WRITTEN TASK »
Reproduce the line containing "Reproduce this screenshot with HTML and CSS." exactly, along with each line after it through the end of the data; pictures are left out.

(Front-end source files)
***
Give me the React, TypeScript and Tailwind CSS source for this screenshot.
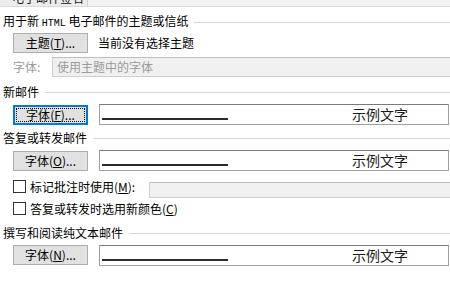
import React from 'react';

const Heading = ({ children }: { children: React.ReactNode }) => (
  <div className="flex items-center h-[16px] pl-[3px]">
    <span className="text-[12px] leading-[16px] text-black whitespace-nowrap">{children}</span>
    <div className="flex-1 ml-[6px] h-px bg-[#d9d9d9]" />
  </div>
);

const Btn = ({ text, hot, focused }: { text: string; hot: string; focused?: boolean }) => {
  const label = (
    <span className="text-[12px] leading-[14px] text-black whitespace-nowrap">
      {text}(<span className="underline underline-offset-[1px]">{hot}</span>)...
    </span>
  );
  if (focused) {
    return (
      <div className="w-[75px] h-[20px] shrink-0 border-2 border-[#0078d7] bg-[#e1e1e1] p-px">
        <div className="w-full h-full border border-dotted border-black flex items-center justify-center">
          {label}
        </div>
      </div>
    );
  }
  return (
    <div className="w-[75px] h-[20px] shrink-0 border border-[#adadad] bg-[#e1e1e1] flex items-center justify-center">
      {label}
    </div>
  );
};

const Sample = () => (
  <div className="flex-1 mr-px h-[21px] border border-[#a0a0a0] border-t-[#7a7a7a] bg-white flex items-start">
    <div className="ml-[2px] mt-[13px] w-[126px] h-[2px] bg-[#2b2b2b]" />
    <span className="ml-auto mr-[40px] mt-px text-[14px] leading-[17px] text-[#1a1a1a]">示例文字</span>
  </div>
);

const Check = ({ children }: { children: React.ReactNode }) => (
  <div className="w-[13px] h-[13px] shrink-0 border border-[#333333] bg-white">{children}</div>
);

export default function App() {
  return (
    <div className="w-[450px] h-[300px] bg-white overflow-hidden font-['Noto_Sans_CJK_SC','Noto_Sans',sans-serif] text-black">
      {/* clipped tab strip */}
      <div className="h-[7px] flex bg-[#f3f3f3] border-b border-[#dadada] overflow-hidden">
        <div className="w-[88px] border-r border-[#d0d0d0] bg-[#ececec] pl-[12px]">
          <div className="-mt-[9px] text-[12px] leading-[14px] text-[#111]">电子邮件签名</div>
        </div>
        <div className="flex-1" />
      </div>

      <div className="pt-[7px]">
        <Heading>
          用于新 <span className="font-['Liberation_Mono',monospace] text-[10px]">HTML</span> 电子邮件的主题或信纸
        </Heading>
      </div>

      <div className="mt-[3px] pl-[13px] flex items-center">
        <Btn text="主题" hot="T" />
        <span className="ml-[10px] text-[12px] leading-[16px]">当前没有选择主题</span>
      </div>

      <div className="mt-[4px] pl-[13px] flex items-center">
        <span className="w-[39px] text-[12px] leading-[16px] text-[#9a9a9a]">字体:</span>
        <div className="flex-1 h-[20px] bg-[#f0f0f0] border border-[#cfcfcf] border-t-[#bdbdbd] border-r-0 flex items-center pl-[4px]">
          <span className="text-[12px] leading-[16px] text-[#9a9a9a]">使用主题中的字体</span>
        </div>
      </div>

      <div className="mt-[7px]">
        <Heading>新邮件</Heading>
      </div>

      <div className="mt-[4px] pl-[13px] flex items-start gap-[11px]">
        <div className="mt-px">
          <Btn text="字体" hot="F" focused />
        </div>
        <Sample />
      </div>

      <div className="mt-[5px]">
        <Heading>答复或转发邮件</Heading>
      </div>

      <div className="mt-[4px] pl-[13px] flex items-start gap-[11px]">
        <div className="mt-px">
          <Btn text="字体" hot="O" />
        </div>
        <Sample />
      </div>

      <div className="mt-[9px] pl-[13px] flex items-start">
        <Check />
        <span className="ml-[4px] text-[12px] leading-[14px] whitespace-nowrap">
          标记批注时使用(<span className="underline">M</span>):
        </span>
        <div className="ml-auto w-[301px] mt-[2px] h-[16px] bg-[#f0f0f0] border border-[#cfcfcf] border-t-[#bdbdbd] border-r-0" />
      </div>

      <div className="mt-[4px] pl-[13px] flex items-start">
        <Check />
        <span className="ml-[4px] text-[12px] leading-[14px] whitespace-nowrap">
          答复或转发时选用新颜色(<span className="underline">C</span>)
        </span>
      </div>

      <div className="mt-[9px]">
        <Heading>撰写和阅读纯文本邮件</Heading>
      </div>

      <div className="mt-[4px] pl-[13px] flex items-start gap-[11px]">
        <Btn text="字体" hot="N" />
        <Sample />
      </div>
    </div>
  );
}
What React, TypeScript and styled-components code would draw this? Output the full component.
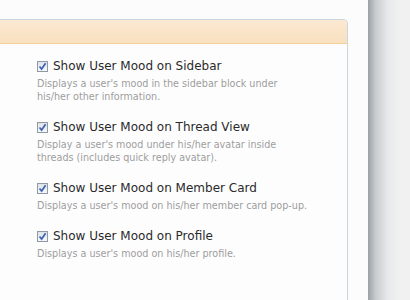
import { FC } from "react";
import styled, { createGlobalStyle } from "styled-components";

const GlobalStyle = createGlobalStyle`
  html, body {
    margin: 0;
    padding: 0;
    background: #fcfcfd;
  }
  body {
    font-family: "DejaVu Sans", Verdana, sans-serif;
  }
`;

type Option = {
  label: string;
  hint: string[];
};

// hint lines are kept as in the original layout
const options: Option[] = [
  {
    label: "Show User Mood on Sidebar",
    hint: ["Displays a user's mood in the sidebar block under", "his/her other information."],
  },
  {
    label: "Show User Mood on Thread View",
    hint: ["Display a user's mood under his/her avatar inside", "threads (includes quick reply avatar)."],
  },
  {
    label: "Show User Mood on Member Card",
    hint: ["Displays a user's mood on his/her member card pop-up."],
  },
  {
    label: "Show User Mood on Profile",
    hint: ["Displays a user's mood on his/her profile."],
  },
];

const CheckMark: FC = () => (
  <svg width="9" height="9" viewBox="0 0 9 9">
    <path d="M1.5 4.5 L3.6 7 L7.6 1.2" fill="none" stroke="#3b62b3" strokeWidth="1.7" />
  </svg>
);

const App: FC = () => (
  <>
    <GlobalStyle />
    <Page>
      <Panel>
        <PanelHeader />
        <List>
          {options.map((o) => (
            <Item key={o.label}>
              <Label>
                <CheckBox>
                  <CheckMark />
                </CheckBox>
                {o.label}
              </Label>
              <Hint>
                {o.hint.map((line) => (
                  <HintLine key={line}>{line}</HintLine>
                ))}
              </Hint>
            </Item>
          ))}
        </List>
      </Panel>
      <Shade />
    </Page>
  </>
);

const Page = styled.div`
  display: flex;
  height: 300px;
  overflow: hidden;
`;

const Panel = styled.div`
  margin-top: 19px;
  width: 347px;
  flex-shrink: 0;
  background: #fdfdfe;
  border: 1px solid #c9d6de;
  border-left: none;
  border-bottom: none;
  border-top-right-radius: 5px;
  margin-right: 20px;
`;

const PanelHeader = styled.div`
  height: 23px;
  background: linear-gradient(to bottom, #fbe9d2, #f9e0c0);
  border-bottom: 1px solid #f6cf9f;
  border-top-right-radius: 4px;
`;

const List = styled.div`
  display: flex;
  flex-direction: column;
  gap: 16px;
  padding: 14px 0 0 37px;
`;

const Item = styled.div`
  display: flex;
  flex-direction: column;
`;

const Label = styled.label`
  display: flex;
  align-items: center;
  gap: 5px;
  font-size: 12px;
  line-height: 16px;
  color: #2a2a2a;
`;

const CheckBox = styled.span`
  display: flex;
  align-items: center;
  justify-content: center;
  box-sizing: border-box;
  width: 11px;
  height: 11px;
  border: 1px solid #8f9aa6;
  background: linear-gradient(to bottom, #dfe3e8, #f7f8fa);
`;

const Hint = styled.div`
  margin-top: 3px;
  font-family: "DejaVu Sans Condensed", "DejaVu Sans", sans-serif;
  font-size: 10.7px;
  line-height: 13px;
  color: #9d9d9d;
`;

const HintLine = styled.div`
  white-space: nowrap;
`;

const Shade = styled.div`
  flex: 1;
  background: linear-gradient(to right, #9aa1a5 0px, #c9cdd0 8px, #e8e9ea 20px, #f1f1f1 32px);
`;

export default App;
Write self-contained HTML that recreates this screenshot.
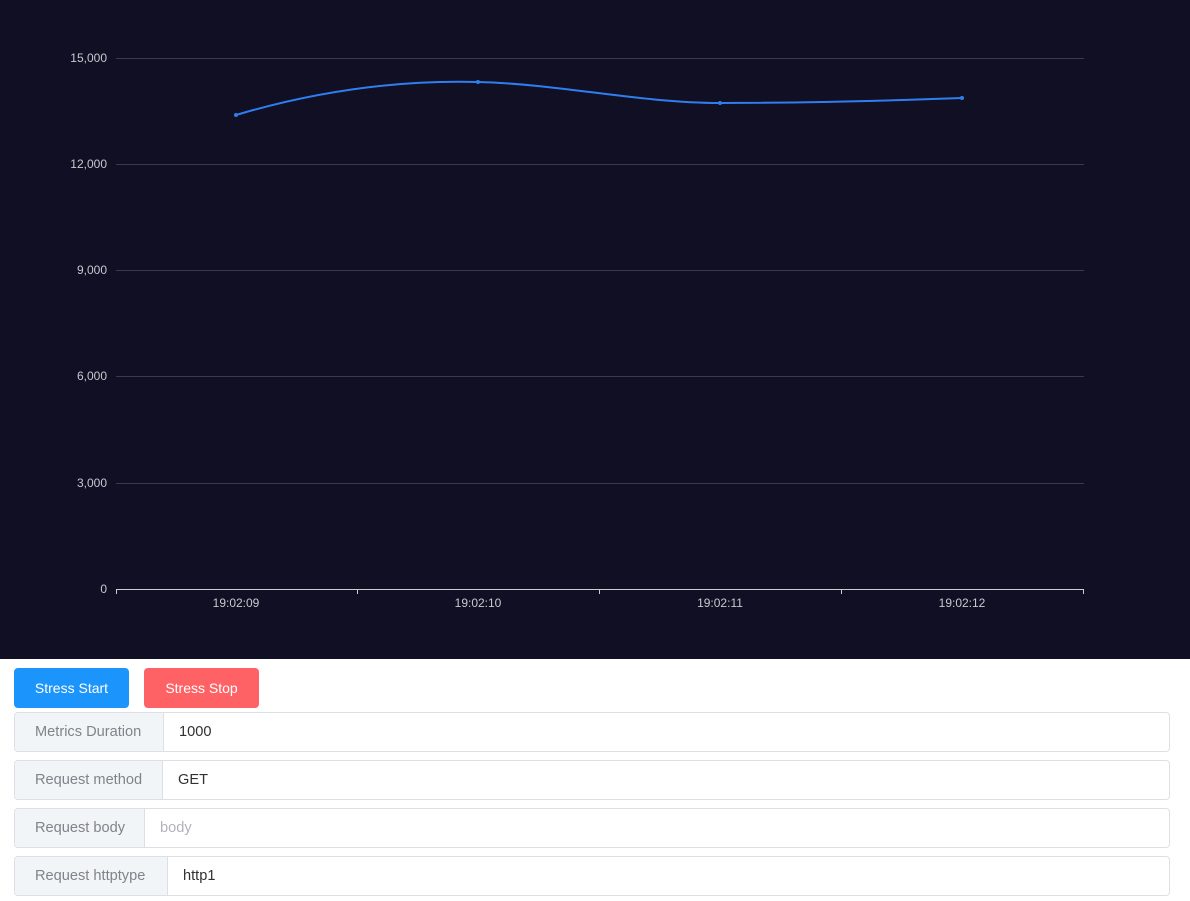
<!DOCTYPE html>
<html><head><style>
body{margin:0;width:1190px;height:901px;background:#fff;font-family:"Liberation Sans",Arial,sans-serif;position:relative;overflow:hidden}
.chart{position:absolute;left:0;top:0;width:1190px;height:659px;background:#100f23}
.btn{position:absolute;top:668px;height:40px;width:115px;border-radius:4px;color:#fff;font-size:14px;line-height:40px;text-align:center}
.row{position:absolute;left:14px;width:1154px;height:38px;border:1px solid #dcdfe6;border-radius:4px;display:flex;font-size:14.6px}
.lab{background:#f2f5f8;color:#80838a;border-right:1px solid #dcdfe6;padding-left:20px;line-height:38px;box-sizing:border-box;border-radius:4px 0 0 4px;white-space:nowrap}
.val{line-height:38px;padding-left:15px;color:#606266}
</style></head><body>
<div class="chart">
<svg width="1190" height="659" font-family="Liberation Sans,Arial,sans-serif" font-size="12" fill="#ccc">
<g stroke="#3a3a48" stroke-width="1">
<line x1="116" x2="1084" y1="58.5" y2="58.5"/><line x1="116" x2="1084" y1="164.5" y2="164.5"/><line x1="116" x2="1084" y1="270.5" y2="270.5"/><line x1="116" x2="1084" y1="376.5" y2="376.5"/><line x1="116" x2="1084" y1="483.5" y2="483.5"/>
</g>
<g stroke="#ccc"><line x1="116" x2="1084" y1="589.5" y2="589.5"/>
<line x1="116.5" x2="116.5" y1="589" y2="594"/><line x1="357.5" x2="357.5" y1="589" y2="594"/><line x1="599.5" x2="599.5" y1="589" y2="594"/><line x1="841.5" x2="841.5" y1="589" y2="594"/><line x1="1083.5" x2="1083.5" y1="589" y2="594"/></g>
<g text-anchor="end" fill="#c8c8d0"><text x="107" y="62">15,000</text><text x="107" y="168">12,000</text><text x="107" y="274">9,000</text><text x="107" y="380">6,000</text><text x="107" y="487">3,000</text><text x="107" y="593">0</text></g>
<g text-anchor="middle" fill="#c8c8d0"><text x="236" y="607">19:02:09</text><text x="478" y="607">19:02:10</text><text x="720" y="607">19:02:11</text><text x="962" y="607">19:02:12</text></g>
<path d="M236,115 C320,90 400,80 478,82 C560,84 640,103 720,103 C800,103 880,101 962,98" fill="none" stroke="#2f7ef0" stroke-width="2"/>
<g fill="#2f7ef0"><circle cx="236" cy="115" r="2"/><circle cx="478" cy="82" r="2"/><circle cx="720" cy="103" r="2"/><circle cx="962" cy="98" r="2"/></g>
</svg>
</div>
<div class="btn" style="left:14px;background:#1b95fc">Stress Start</div>
<div class="btn" style="left:144px;background:#fe6265">Stress Stop</div>
<div class="row" style="top:712px"><div class="lab" style="width:149px">Metrics Duration</div><div class="val" style="color:#303133">1000</div></div>
<div class="row" style="top:760px"><div class="lab" style="width:148px">Request method</div><div class="val" style="color:#303133">GET</div></div>
<div class="row" style="top:808px"><div class="lab" style="width:130px">Request body</div><div class="val" style="color:#b0b3b8">body</div></div>
<div class="row" style="top:856px"><div class="lab" style="width:153px">Request httptype</div><div class="val" style="color:#303133">http1</div></div>
</body></html>
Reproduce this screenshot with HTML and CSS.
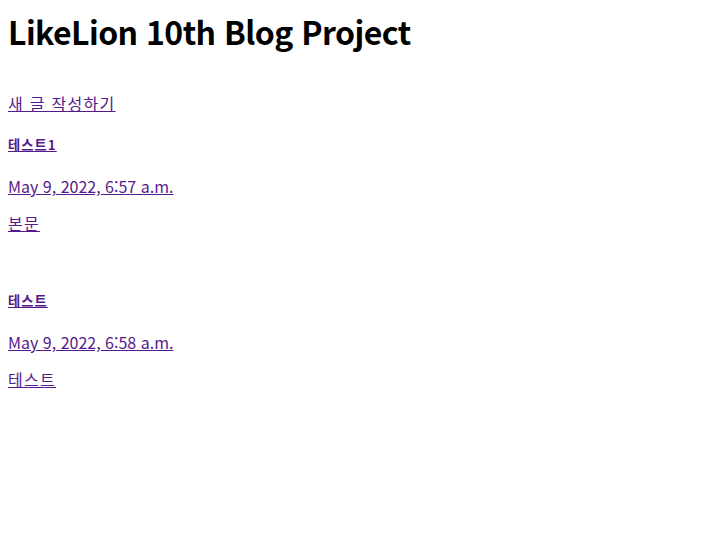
FILE: index.html
```html
<!DOCTYPE html>
<html lang="ko">
<head>
<meta charset="utf-8">
<title>LikeLion 10th Blog Project</title>
<link rel="stylesheet" href="styles.css">
</head>
<body>
<h1 class="title">LikeLion 10th Blog Project</h1>
<p class="new"><a class="ko" href="#new">새 글 작성하기</a></p>
<div class="posts">
  <article class="post">
    <h5 class="post-title"><a class="ko" href="#p1">테스트1</a></h5>
    <p class="post-date"><a href="#p1">May 9, 2022, 6:57 a.m.</a></p>
    <p class="post-body"><a class="ko" href="#p1">본문</a></p>
  </article>
  <article class="post">
    <h5 class="post-title"><a class="ko" href="#p2">테스트</a></h5>
    <p class="post-date"><a href="#p2">May 9, 2022, 6:58 a.m.</a></p>
    <p class="post-body"><a class="ko" href="#p2">테스트</a></p>
  </article>
</div>
</body>
</html>
```

FILE: styles.css
```css
html, body {
  background: #fff;
}
body {
  margin: 0;
  padding: 8px;
  font-family: "Noto Sans CJK KR", "Noto Sans", sans-serif;
  color: #000;
}
a {
  color: #551a8b;
  text-decoration: underline;
}
.ko {
  letter-spacing: 0.08em;
}
.title {
  margin: 2px 0 0;
  font-size: 32px;
  line-height: 42px;
  font-weight: 700;
  letter-spacing: -0.55px;
}
.new {
  margin: 41px 0 0;
  font-size: 16px;
  line-height: 21px;
}
.posts {
  display: flex;
  flex-direction: column;
  gap: 58px;
  margin-top: 22px;
}
.post-title {
  margin: 0;
  font-size: 13.28px;
  line-height: 18px;
  font-weight: 700;
}
.post-date {
  margin: 22px 0 0;
  font-size: 16px;
  line-height: 21px;
}
.post-body {
  margin: 16px 0 0;
  font-size: 16px;
  line-height: 21px;
}
```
***
EXERCISE RESPONSE »
Reproduce this screenshot with HTML and CSS.
FILE: index.html
```html
<!DOCTYPE html>
<html lang="ko">
<head>
<meta charset="utf-8">
<title>LikeLion 10th Blog Project</title>
<link rel="stylesheet" href="styles.css">
</head>
<body>
<h1 class="title">LikeLion 10th Blog Project</h1>
<p class="new"><a class="ko" href="#new">새 글 작성하기</a></p>
<div class="posts">
  <article class="post">
    <h5 class="post-title"><a class="ko" href="#p1">테스트1</a></h5>
    <p class="post-date"><a href="#p1">May 9, 2022, 6:57 a.m.</a></p>
    <p class="post-body"><a class="ko" href="#p1">본문</a></p>
  </article>
  <article class="post">
    <h5 class="post-title"><a class="ko" href="#p2">테스트</a></h5>
    <p class="post-date"><a href="#p2">May 9, 2022, 6:58 a.m.</a></p>
    <p class="post-body"><a class="ko" href="#p2">테스트</a></p>
  </article>
</div>
</body>
</html>
```

FILE: styles.css
```css
html, body {
  background: #fff;
}
body {
  margin: 0;
  padding: 8px;
  font-family: "Noto Sans CJK KR", "Noto Sans", sans-serif;
  color: #000;
}
a {
  color: #551a8b;
  text-decoration: underline;
}
.ko {
  letter-spacing: 0.08em;
}
.title {
  margin: 2px 0 0;
  font-size: 32px;
  line-height: 42px;
  font-weight: 700;
  letter-spacing: -0.55px;
}
.new {
  margin: 41px 0 0;
  font-size: 16px;
  line-height: 21px;
}
.posts {
  display: flex;
  flex-direction: column;
  gap: 58px;
  margin-top: 22px;
}
.post-title {
  margin: 0;
  font-size: 13.28px;
  line-height: 18px;
  font-weight: 700;
}
.post-date {
  margin: 22px 0 0;
  font-size: 16px;
  line-height: 21px;
}
.post-body {
  margin: 16px 0 0;
  font-size: 16px;
  line-height: 21px;
}
```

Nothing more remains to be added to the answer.